> _WHAT TO WORK ON_
Only a number is wanted: how many lines in the listing contain the word "component"?

> _DATASET_
^^^^^^^^^^^^^^^^
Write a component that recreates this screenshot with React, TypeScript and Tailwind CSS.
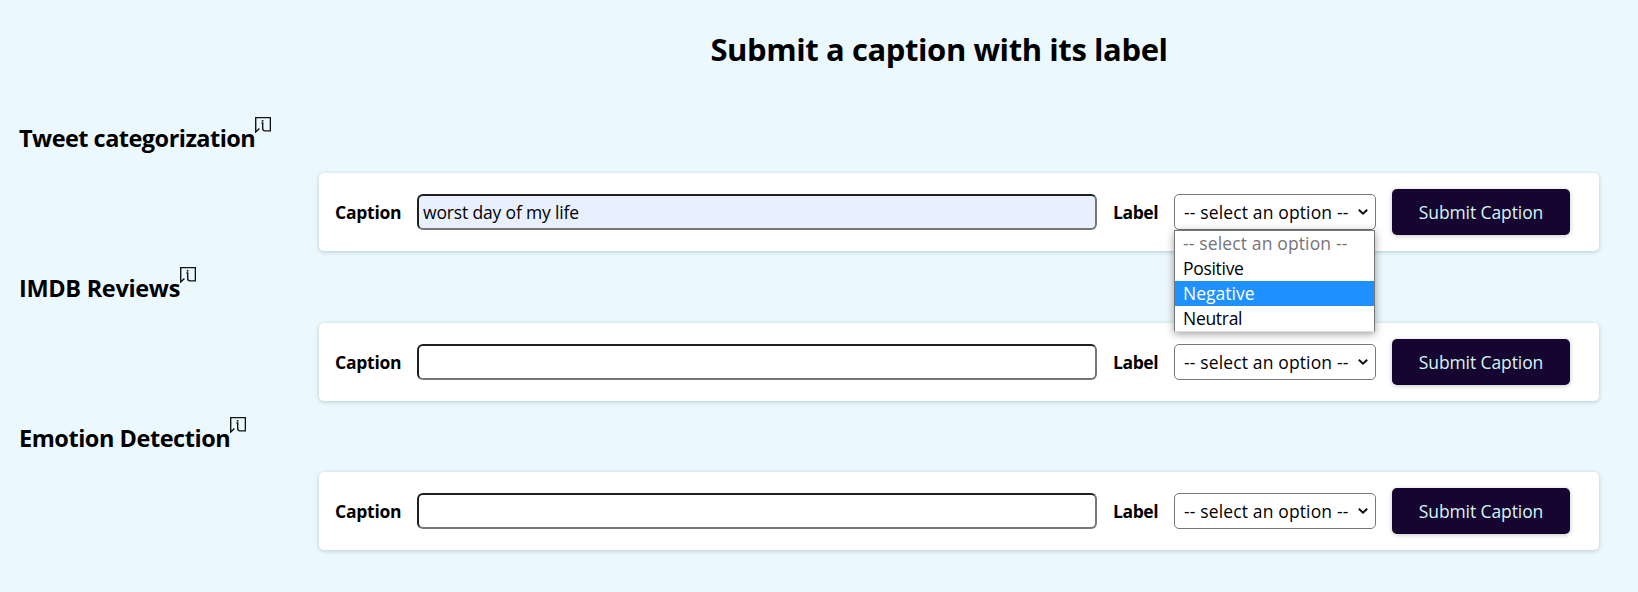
^^^^^^^^^^^^^^^^
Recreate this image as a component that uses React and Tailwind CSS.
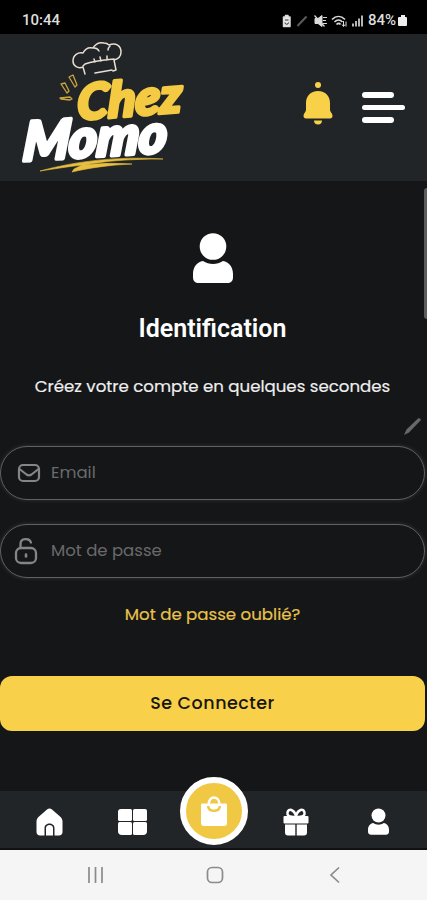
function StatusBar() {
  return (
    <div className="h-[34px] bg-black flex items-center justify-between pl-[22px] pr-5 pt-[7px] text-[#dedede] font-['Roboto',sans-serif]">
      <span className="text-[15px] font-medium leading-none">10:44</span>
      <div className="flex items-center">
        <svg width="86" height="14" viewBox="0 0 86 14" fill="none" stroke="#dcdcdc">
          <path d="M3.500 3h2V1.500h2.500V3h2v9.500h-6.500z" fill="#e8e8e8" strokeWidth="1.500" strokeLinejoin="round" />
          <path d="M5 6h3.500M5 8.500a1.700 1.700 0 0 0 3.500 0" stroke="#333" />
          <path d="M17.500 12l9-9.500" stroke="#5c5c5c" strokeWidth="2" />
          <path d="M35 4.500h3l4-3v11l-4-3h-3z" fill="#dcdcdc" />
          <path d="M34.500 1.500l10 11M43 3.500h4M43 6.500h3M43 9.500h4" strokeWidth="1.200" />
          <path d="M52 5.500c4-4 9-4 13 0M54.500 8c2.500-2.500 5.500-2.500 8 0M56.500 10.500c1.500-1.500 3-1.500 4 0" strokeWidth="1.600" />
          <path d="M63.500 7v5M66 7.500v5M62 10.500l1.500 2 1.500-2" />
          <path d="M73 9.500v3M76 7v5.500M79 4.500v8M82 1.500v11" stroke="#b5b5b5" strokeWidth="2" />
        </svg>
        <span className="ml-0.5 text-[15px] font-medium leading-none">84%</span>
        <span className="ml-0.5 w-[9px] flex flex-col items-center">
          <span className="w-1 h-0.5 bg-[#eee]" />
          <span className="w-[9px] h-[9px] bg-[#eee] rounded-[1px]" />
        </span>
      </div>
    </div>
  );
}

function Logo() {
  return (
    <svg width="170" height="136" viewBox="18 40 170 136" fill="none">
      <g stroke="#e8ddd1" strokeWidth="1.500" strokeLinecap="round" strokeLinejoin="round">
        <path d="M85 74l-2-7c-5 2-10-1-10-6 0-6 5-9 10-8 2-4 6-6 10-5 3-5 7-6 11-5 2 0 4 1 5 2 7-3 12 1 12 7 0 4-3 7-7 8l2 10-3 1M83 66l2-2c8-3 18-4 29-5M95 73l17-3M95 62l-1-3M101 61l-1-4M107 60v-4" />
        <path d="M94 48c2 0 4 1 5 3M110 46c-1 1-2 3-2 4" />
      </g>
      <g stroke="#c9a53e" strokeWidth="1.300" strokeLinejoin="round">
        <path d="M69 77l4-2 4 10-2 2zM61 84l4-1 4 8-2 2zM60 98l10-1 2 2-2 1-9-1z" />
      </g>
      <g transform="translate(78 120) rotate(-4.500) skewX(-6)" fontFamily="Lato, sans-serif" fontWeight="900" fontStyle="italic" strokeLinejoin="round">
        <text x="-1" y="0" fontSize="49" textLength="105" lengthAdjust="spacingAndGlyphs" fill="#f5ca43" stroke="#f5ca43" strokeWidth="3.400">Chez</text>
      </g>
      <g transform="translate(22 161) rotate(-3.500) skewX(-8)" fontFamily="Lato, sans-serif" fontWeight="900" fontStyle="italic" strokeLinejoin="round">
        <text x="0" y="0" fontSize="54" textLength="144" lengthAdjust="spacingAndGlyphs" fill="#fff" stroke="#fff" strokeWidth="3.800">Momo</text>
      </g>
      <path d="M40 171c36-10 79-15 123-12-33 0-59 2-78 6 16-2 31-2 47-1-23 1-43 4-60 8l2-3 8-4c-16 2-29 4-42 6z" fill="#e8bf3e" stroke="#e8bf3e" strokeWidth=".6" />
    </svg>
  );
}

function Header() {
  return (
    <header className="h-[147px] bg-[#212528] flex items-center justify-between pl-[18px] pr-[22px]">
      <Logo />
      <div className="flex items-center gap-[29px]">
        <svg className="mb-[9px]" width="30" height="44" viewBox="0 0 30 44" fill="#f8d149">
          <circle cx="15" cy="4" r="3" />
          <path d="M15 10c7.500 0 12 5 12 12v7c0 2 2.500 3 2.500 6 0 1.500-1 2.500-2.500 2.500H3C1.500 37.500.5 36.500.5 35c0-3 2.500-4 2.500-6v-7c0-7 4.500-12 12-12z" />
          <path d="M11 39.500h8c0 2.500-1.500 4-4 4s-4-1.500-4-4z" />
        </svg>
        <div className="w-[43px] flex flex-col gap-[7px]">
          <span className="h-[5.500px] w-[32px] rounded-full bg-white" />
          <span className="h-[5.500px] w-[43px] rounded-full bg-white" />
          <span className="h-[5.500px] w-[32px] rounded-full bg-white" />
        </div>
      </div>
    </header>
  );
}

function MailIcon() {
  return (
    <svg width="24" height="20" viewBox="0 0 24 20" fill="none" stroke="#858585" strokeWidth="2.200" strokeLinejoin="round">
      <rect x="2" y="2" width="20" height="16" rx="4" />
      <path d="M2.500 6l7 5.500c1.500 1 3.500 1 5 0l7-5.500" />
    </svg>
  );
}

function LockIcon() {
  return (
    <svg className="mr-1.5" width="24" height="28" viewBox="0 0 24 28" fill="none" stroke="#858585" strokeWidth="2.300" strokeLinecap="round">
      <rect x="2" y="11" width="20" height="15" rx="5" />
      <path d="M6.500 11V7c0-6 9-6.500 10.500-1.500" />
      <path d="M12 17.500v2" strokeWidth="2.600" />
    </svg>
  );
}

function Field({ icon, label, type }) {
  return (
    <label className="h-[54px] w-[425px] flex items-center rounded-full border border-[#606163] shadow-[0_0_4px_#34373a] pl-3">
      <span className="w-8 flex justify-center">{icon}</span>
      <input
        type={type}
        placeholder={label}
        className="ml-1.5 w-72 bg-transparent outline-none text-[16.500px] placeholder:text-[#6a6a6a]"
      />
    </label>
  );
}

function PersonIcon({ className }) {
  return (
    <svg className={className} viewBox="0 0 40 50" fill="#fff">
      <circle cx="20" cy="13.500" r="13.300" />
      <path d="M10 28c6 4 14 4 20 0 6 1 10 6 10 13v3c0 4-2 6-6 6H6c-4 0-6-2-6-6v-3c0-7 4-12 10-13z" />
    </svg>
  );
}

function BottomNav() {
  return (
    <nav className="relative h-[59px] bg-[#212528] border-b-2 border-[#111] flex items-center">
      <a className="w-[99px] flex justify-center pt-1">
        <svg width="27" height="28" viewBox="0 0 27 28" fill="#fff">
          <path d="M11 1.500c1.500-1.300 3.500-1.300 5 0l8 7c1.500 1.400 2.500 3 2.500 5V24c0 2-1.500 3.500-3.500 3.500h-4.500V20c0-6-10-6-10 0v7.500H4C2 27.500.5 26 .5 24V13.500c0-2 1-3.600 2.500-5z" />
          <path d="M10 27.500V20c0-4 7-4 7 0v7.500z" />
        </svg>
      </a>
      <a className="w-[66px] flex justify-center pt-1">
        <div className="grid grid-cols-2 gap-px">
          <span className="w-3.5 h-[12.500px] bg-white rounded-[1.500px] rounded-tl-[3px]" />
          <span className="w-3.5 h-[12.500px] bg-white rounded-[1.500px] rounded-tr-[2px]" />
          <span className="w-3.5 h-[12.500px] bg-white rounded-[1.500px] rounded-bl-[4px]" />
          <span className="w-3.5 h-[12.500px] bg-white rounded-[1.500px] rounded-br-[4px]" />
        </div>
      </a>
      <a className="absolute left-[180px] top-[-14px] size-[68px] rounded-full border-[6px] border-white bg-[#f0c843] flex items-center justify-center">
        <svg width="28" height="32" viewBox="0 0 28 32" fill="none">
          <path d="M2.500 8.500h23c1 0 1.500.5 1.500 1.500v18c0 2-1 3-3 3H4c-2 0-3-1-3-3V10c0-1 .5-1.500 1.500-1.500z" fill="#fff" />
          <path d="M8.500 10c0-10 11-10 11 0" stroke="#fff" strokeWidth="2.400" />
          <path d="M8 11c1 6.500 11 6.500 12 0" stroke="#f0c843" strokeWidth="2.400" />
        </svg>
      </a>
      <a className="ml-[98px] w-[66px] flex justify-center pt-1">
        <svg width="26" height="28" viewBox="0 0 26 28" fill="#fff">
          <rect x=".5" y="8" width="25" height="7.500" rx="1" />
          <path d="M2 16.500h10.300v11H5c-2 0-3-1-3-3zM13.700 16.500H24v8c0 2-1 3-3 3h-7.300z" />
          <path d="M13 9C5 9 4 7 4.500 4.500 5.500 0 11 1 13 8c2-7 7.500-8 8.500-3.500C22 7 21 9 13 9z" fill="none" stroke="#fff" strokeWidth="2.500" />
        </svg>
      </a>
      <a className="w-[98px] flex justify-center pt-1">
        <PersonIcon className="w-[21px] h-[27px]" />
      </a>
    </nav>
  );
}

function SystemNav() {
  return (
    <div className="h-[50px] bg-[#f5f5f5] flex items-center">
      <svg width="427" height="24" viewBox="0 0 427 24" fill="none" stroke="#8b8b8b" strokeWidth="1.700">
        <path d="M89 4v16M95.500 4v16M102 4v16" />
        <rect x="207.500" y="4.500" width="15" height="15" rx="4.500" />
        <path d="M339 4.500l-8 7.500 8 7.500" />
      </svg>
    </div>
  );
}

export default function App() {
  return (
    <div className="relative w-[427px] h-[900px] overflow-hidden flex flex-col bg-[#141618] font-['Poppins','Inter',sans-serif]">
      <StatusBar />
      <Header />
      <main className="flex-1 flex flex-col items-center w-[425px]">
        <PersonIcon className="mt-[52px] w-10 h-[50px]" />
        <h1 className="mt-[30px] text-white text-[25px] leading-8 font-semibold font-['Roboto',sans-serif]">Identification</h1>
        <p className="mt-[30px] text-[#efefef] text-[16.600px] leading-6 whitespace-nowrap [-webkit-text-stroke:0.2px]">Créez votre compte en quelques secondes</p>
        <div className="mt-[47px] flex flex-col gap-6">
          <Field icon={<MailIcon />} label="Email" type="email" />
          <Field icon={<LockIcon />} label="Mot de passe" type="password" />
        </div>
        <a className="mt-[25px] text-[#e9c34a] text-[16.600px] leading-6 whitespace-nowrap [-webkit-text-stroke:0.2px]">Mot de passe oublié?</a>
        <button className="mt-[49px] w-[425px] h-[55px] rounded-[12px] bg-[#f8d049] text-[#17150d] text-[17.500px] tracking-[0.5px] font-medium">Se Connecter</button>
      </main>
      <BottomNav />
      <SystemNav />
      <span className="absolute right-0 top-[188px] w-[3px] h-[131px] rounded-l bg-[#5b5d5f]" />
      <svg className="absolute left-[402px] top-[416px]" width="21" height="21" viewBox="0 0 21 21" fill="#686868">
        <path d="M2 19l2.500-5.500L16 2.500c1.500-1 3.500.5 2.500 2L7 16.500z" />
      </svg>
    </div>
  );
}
^^^^^^^^^^^^^^^^
> _SOLVED PROBLEM_
2